The June 1924 Convention of the Farmer-Labor Party (in which the Federated Farmer-Labor Party participated as a member organization) was attended by over 500 delegates representing 26 states. The convention discussed the upcoming run of Sen. Robert LaFollette, Sr for President. LaFollette, a bitter opponent of the Workers Party of America, did not seek the endorsement of the convention, which proceeded to nominate its own candidates for President and Vice President of the United States -- Duncan McDonald and William Bouck, respectively. The National Committee of the FLP met in Cleveland on July 4 and elected delegates to the Conference for Progressive Political Action. W.M. Piggott of Utah was re-elected as National Chairman and Bert Martin of Denver as National Secretary. On July 10, 1924, after the endorsement of LaFollette by the CPPA at Cleveland, a majority of the National Executive Committee withdrew the nominations of MacDonald and Bouck and pledged support to an independent campaign of the Workers Party. By the end of 1924, the Federated FLP had ceased to exist.
The demise of the Federated Farmer-Labor Party did not mean an end to the Farmer-Labor Party movement, however.
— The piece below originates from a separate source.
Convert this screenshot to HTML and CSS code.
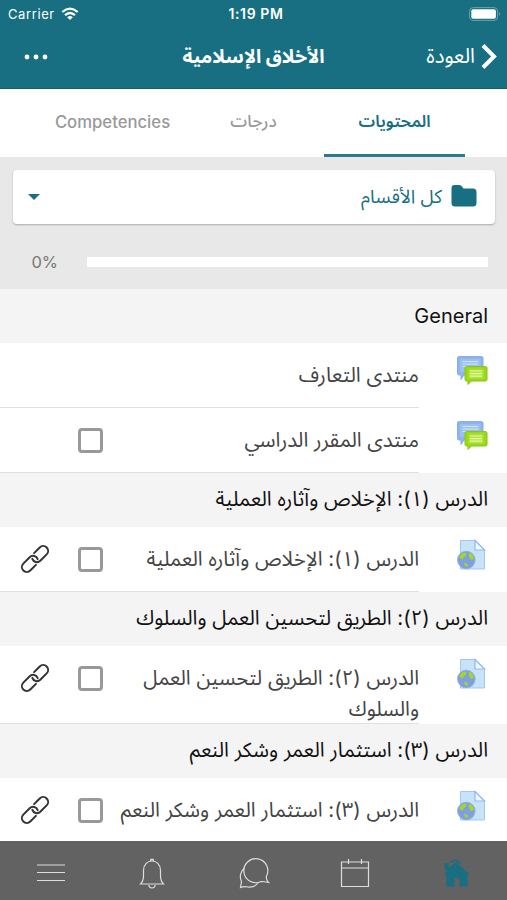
FILE: index.html
```html
<!DOCTYPE html>
<html lang="ar" dir="rtl">
<head>
<meta charset="utf-8">
<meta name="viewport" content="width=device-width, initial-scale=1">
<title>الأخلاق الإسلامية</title>
<link rel="stylesheet" href="styles.css">
</head>
<body>
<svg width="0" height="0" class="defs" aria-hidden="true">
  <defs>
    <symbol id="forum" viewBox="0 0 32 32">
      <path d="M3 1.500H25.500Q27 1.500 27 3V18.500Q27 20 25.500 20H8L5 24.500V20H3Q1.500 20 1.500 18.500V3Q1.500 1.500 3 1.500Z" fill="#8db4ed" stroke="#86aee9"/>
      <path d="M4 4H24.500V17H4Z" fill="#9dc0f3"/>
      <path d="M6.500 6.500H22M6.500 9H22M6.500 11.500H22" stroke="#d5e6ff" stroke-width="1.200"/>
      <path d="M10.500 11.500H29.500Q31 11.500 31 13V24.500Q31 26 29.500 26H15.500L12 29.500V26H10.500Q9 26 9 24.500V13Q9 11.500 10.500 11.500Z" fill="#9bd818" stroke="#84c61b"/>
      <path d="M12.500 14H27.500V23.500H12.500Z" fill="#b4e341" stroke="#a6dd26"/>
      <path d="M14 16H26M14 18.600H26M14 21.200H26" stroke="#e4f7a8" stroke-width="1.200"/>
    </symbol>
    <symbol id="webpage" viewBox="0 0 32 32">
      <path d="M4.500 1.500H19L28.500 11V30H4.500Z" fill="#c8e2fa" stroke="#a4c6f5"/>
      <path d="M19 1.500V11H28.500Z" fill="#f0f8ff" stroke="#92b8f2" stroke-width="1.200"/>
      <circle cx="10.300" cy="21" r="8.900" fill="#7e9fe0" stroke="#96afe3" stroke-width=".6"/>
      <path d="M3.500 17.500Q6.500 12.500 10.500 14L9.500 17L7.500 18.500L7 20.500L4 19.500ZM13 13.500L16.500 15.500L18 20L15 21L13 18ZM8 23.500L12 25L11.500 28L9 27Z" fill="#a6d91d"/>
    </symbol>
    <symbol id="link" viewBox="0 0 32 32">
      <g transform="rotate(-45 16 16)" fill="none" stroke="currentColor" stroke-width="2" stroke-linecap="round">
        <path d="M12.500 20.800H4.500A4.900 4.900 0 0 1 4.500 11H13.500A4.900 4.900 0 0 1 17.800 18"/>
        <path d="M19.500 11.200H27.500A4.900 4.900 0 0 1 27.500 21H18.500A4.900 4.900 0 0 1 14.200 14"/>
      </g>
    </symbol>
  </defs>
</svg>
<header class="top">
  <div class="status" dir="ltr">
    <span class="carrier">Carrier
      <svg width="18" height="14" viewBox="0 0 18 14"><g fill="none" stroke="#fff" stroke-width="2.200"><path d="M1.300 5Q9-1.800 16.700 5"/><path d="M4 8.200Q9 3.800 14 8.200"/></g><path d="M6.200 10.200Q9 7.900 11.800 10.200L9 13Z" fill="#fff"/></svg>
    </span>
    <span class="time">1:19 PM</span>
    <svg class="battery" width="32" height="14" viewBox="0 0 32 14"><rect x=".6" y=".6" width="28" height="12.800" rx="3.600" fill="none" stroke="#6ba3ad"/><rect x="2.300" y="2.300" width="24.600" height="9.400" rx="2" fill="#fff"/><path d="M30 5Q32 7 30 9Z" fill="#6ba3ad"/></svg>
  </div>
  <nav class="titlebar">
    <div class="back"><svg width="17" height="27" viewBox="0 0 17 27"><path d="M2 2.500L13 13.500L2 24.500" fill="none" stroke="#fff" stroke-width="4"/></svg><span>العودة</span></div>
    <h1>الأخلاق الإسلامية</h1>
    <svg class="more" width="24" height="6" viewBox="0 0 24 6" fill="#fff"><circle cx="3" cy="3" r="2.400"/><circle cx="12" cy="3" r="2.400"/><circle cx="21" cy="3" r="2.400"/></svg>
  </nav>
</header>
<nav class="tabs">
  <span class="tab active">المحتويات</span>
  <span class="tab">درجات</span>
  <span class="tab latin">Competencies</span>
</nav>
<section class="controls">
  <div class="select">
    <svg width="26" height="22" viewBox="0 0 26 22"><path d="M3.500 0H8.500Q10 0 11 1.500L12.500 3.500H22Q25.500 3.500 25.500 7V18Q25.500 21.500 22 21.500H4Q.5 21.500 .5 18V3Q.5 0 3.500 0Z" fill="#176f81"/></svg>
    <span class="select-label">كل الأقسام</span>
    <i class="caret"></i>
  </div>
  <div class="progress"><div class="track"></div><span class="percent" dir="ltr">0%</span></div>
</section>
<main>
  <h2 class="latin">General</h2>
  <div class="row"><svg class="mod"><use href="#forum"/></svg><div class="cell"><p class="wide">منتدى التعارف</p></div></div>
  <div class="row"><svg class="mod"><use href="#forum"/></svg><div class="cell"><p>منتدى المقرر الدراسي</p><i class="check"></i></div></div>
  <h2>الدرس (١): الإخلاص وآثاره العملية</h2>
  <div class="row"><svg class="mod"><use href="#webpage"/></svg><div class="cell"><p>الدرس (١): الإخلاص وآثاره العملية</p><i class="check"></i><svg class="link"><use href="#link"/></svg></div></div>
  <h2>الدرس (٢): الطريق لتحسين العمل والسلوك</h2>
  <div class="row tall"><svg class="mod"><use href="#webpage"/></svg><div class="cell"><p>الدرس (٢): الطريق لتحسين العمل<br>والسلوك</p><i class="check"></i><svg class="link"><use href="#link"/></svg></div></div>
  <h2>الدرس (٣): استثمار العمر وشكر النعم</h2>
  <div class="row last"><svg class="mod"><use href="#webpage"/></svg><div class="cell"><p>الدرس (٣): استثمار العمر وشكر النعم</p><i class="check"></i><svg class="link"><use href="#link"/></svg></div></div>
</main>
<footer class="tabbar">
  <svg viewBox="0 0 32 32" class="home"><path d="M16 5L29 17L27.500 18.500V29.500H19.500V21H14.500V29.500H6.500V18.500L4 17.500L7 13.500L4.500 12V6H8.500V11Z"/><path d="M10.500 5.500L14.500 3L18 4.500L21 7" class="smoke"/></svg>
  <svg viewBox="0 0 32 32"><path d="M2.500 5H29.500V29.500H2.500ZM2.500 11H29.500M9.500 2V7M22.500 2V7"/></svg>
  <svg viewBox="0 0 32 32"><path d="M28.300 19.500A12 12 0 1 0 23 24.500Q26 24.600 30.500 25.500Q28 23 28.300 19.500Z"/><path d="M6.500 11A11 11 0 0 0 3.500 24.500L2.500 30.500Q6 29 10 30Q16 31 20 26"/></svg>
  <svg viewBox="0 0 32 32"><path d="M4.500 27H27.500Q24.500 24 24.500 19V13A8.500 9 0 0 0 7.500 13V19Q7.500 24 4.500 27ZM14.500 4V3Q16 1.500 17.500 3V4M12.800 28Q13.300 31 16 31T19.200 28"/></svg>
  <svg viewBox="0 0 32 32"><path d="M2 8H30M2 15.500H30M2 23.500H30"/></svg>
</footer>
</body>
</html>
```
FILE: styles.css
```css
* { box-sizing: border-box; }
body { margin: 0; width: 507px; height: 900px; overflow: hidden; background: #fff; font-family: Inter, "Noto Sans Arabic", "Noto Sans", "DejaVu Sans", sans-serif; display: flex; flex-direction: column; }
svg { display: block; flex: none; }
.defs { position: absolute; }
.top { height: 89px; background: #176f81; color: #fff; border-bottom: 1px solid #126071; }
.status { height: 27px; padding: 0 6px 0 8px; display: grid; grid-template-columns: 1fr auto 1fr; align-items: center; font-size: 13px; }
.carrier { display: flex; gap: 6px; align-items: center; letter-spacing: 0.6px; }
.time { font-weight: 600; font-size: 14px; letter-spacing: 0.6px; padding-left: 3px; }
.battery { justify-self: end; }
.titlebar { height: 58px; display: grid; grid-template-columns: 1fr auto 1fr; align-items: center; padding: 0 9px; }
.back { display: flex; align-items: center; gap: 6px; font-size: 20.5px; }
h1 { margin: 0; font-size: 19.3px; font-weight: 700; }
.more { justify-self: end; margin: 2px 0 0 15px; }
.tabs { height: 68px; display: flex; padding: 0 42px; justify-content: space-between; }
.tab { width: 141px; height: 68px; display: flex; align-items: center; justify-content: center; color: #999; font-size: 17px; font-weight: 500; padding-bottom: 2px; }
.tab.latin { font-size: 16.7px; padding-bottom: 2px; }
.tab.active { color: #176f81; border-bottom: 3px solid #2c7b8a; font-weight: 600; font-size: 16.6px; padding-bottom: 0; }
.controls { height: 132px; background: #e8e8e8; padding: 13px 12px 0 13px; }
.select { height: 54px; background: #fff; border-radius: 4px; box-shadow: 0 1px 2px #aaa; padding: 0 18px 0 15px; display: flex; align-items: center; color: #176f81; font-size: 18.8px; }
.select svg { margin-top: -3px; }
.select-label { margin-right: 9px; }
.caret { margin-right: auto; border: 6.5px solid transparent; border-top-color: #176f81; border-bottom: 0; margin-top: -1px; }
.progress { height: 76px; display: flex; align-items: center; padding-right: 7px; font-size: 16px; color: #777; }
.percent { font-size: 16.5px; }
.track { width: 401px; height: 10px; background: #fff; margin-left: 29px; }
h2 { margin: 0; height: 54px; background: #f4f4f4; padding: 0 19px 2px; font-size: 20.4px; font-weight: 430; color: #111; display: flex; align-items: center; white-space: nowrap; }
h2.latin { font-size: 20px; font-weight: 400; padding-bottom: 0; }
.row { height: 65px; display: flex; padding-right: 19px; }
.mod { margin: 12px 0 0; width: 32px; height: 32px; }
.cell { flex: 1; margin-right: 37px; border-bottom: 1px solid #e0e0e0; display: flex; align-items: flex-start; position: relative; color: #444; font-size: 20.4px; }
.cell p { margin: 16px 0 0; line-height: 31px; flex: 1; white-space: nowrap; }
.cell .wide { font-size: 20.7px; }
.check { width: 25px; height: 25px; border: 3px solid #999; border-radius: 4px; margin: 20px 0 0 78px; }
.link { width: 32px; height: 32px; color: #333; position: absolute; left: 19px; top: 16px; }
.tall { height: 78px; }
.last { height: 63px; }
.last .cell { border-bottom: 0; }
main { height: 552px; overflow: hidden; }
.tabbar { height: 59px; background: #626262; display: flex; justify-content: space-around; align-items: center; padding-top: 5px; }
.tabbar svg { width: 32px; height: 32px; fill: none; stroke: #ddd; stroke-width: 1.2; }
.tabbar .home { fill: #176f81; stroke: none; }
.home .smoke { fill: none; stroke: #176f81; stroke-width: 1.5; }
```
The regular Farmer-Labor Party continued to exist at the state level, with state and local organizations in Minnesota, Colorado, Utah, Illinois, Kentucky, Montana, New York, Pennsylvania, Oklahoma, Missouri, Washington, the Dakotas, and elsewhere. The national organization continued under the leadership of National Chairman W.M. Piggott and National Secretary Bert Miller. The group's 1920 Presidential candidate, Parley Parker Christensen, attended the Dec. 12, 1924, meeting of the National Committee of the Conference for Progressive Political Action and was made a member of the committee of arrangements for the CPPA's forthcoming Feb. 21-22, 1925, Conference. A Convention of the loyal members of the Farmer-Labor Party was called for that same time and place, where it aimed to cooperate with the CPPA in the formation of a labor party.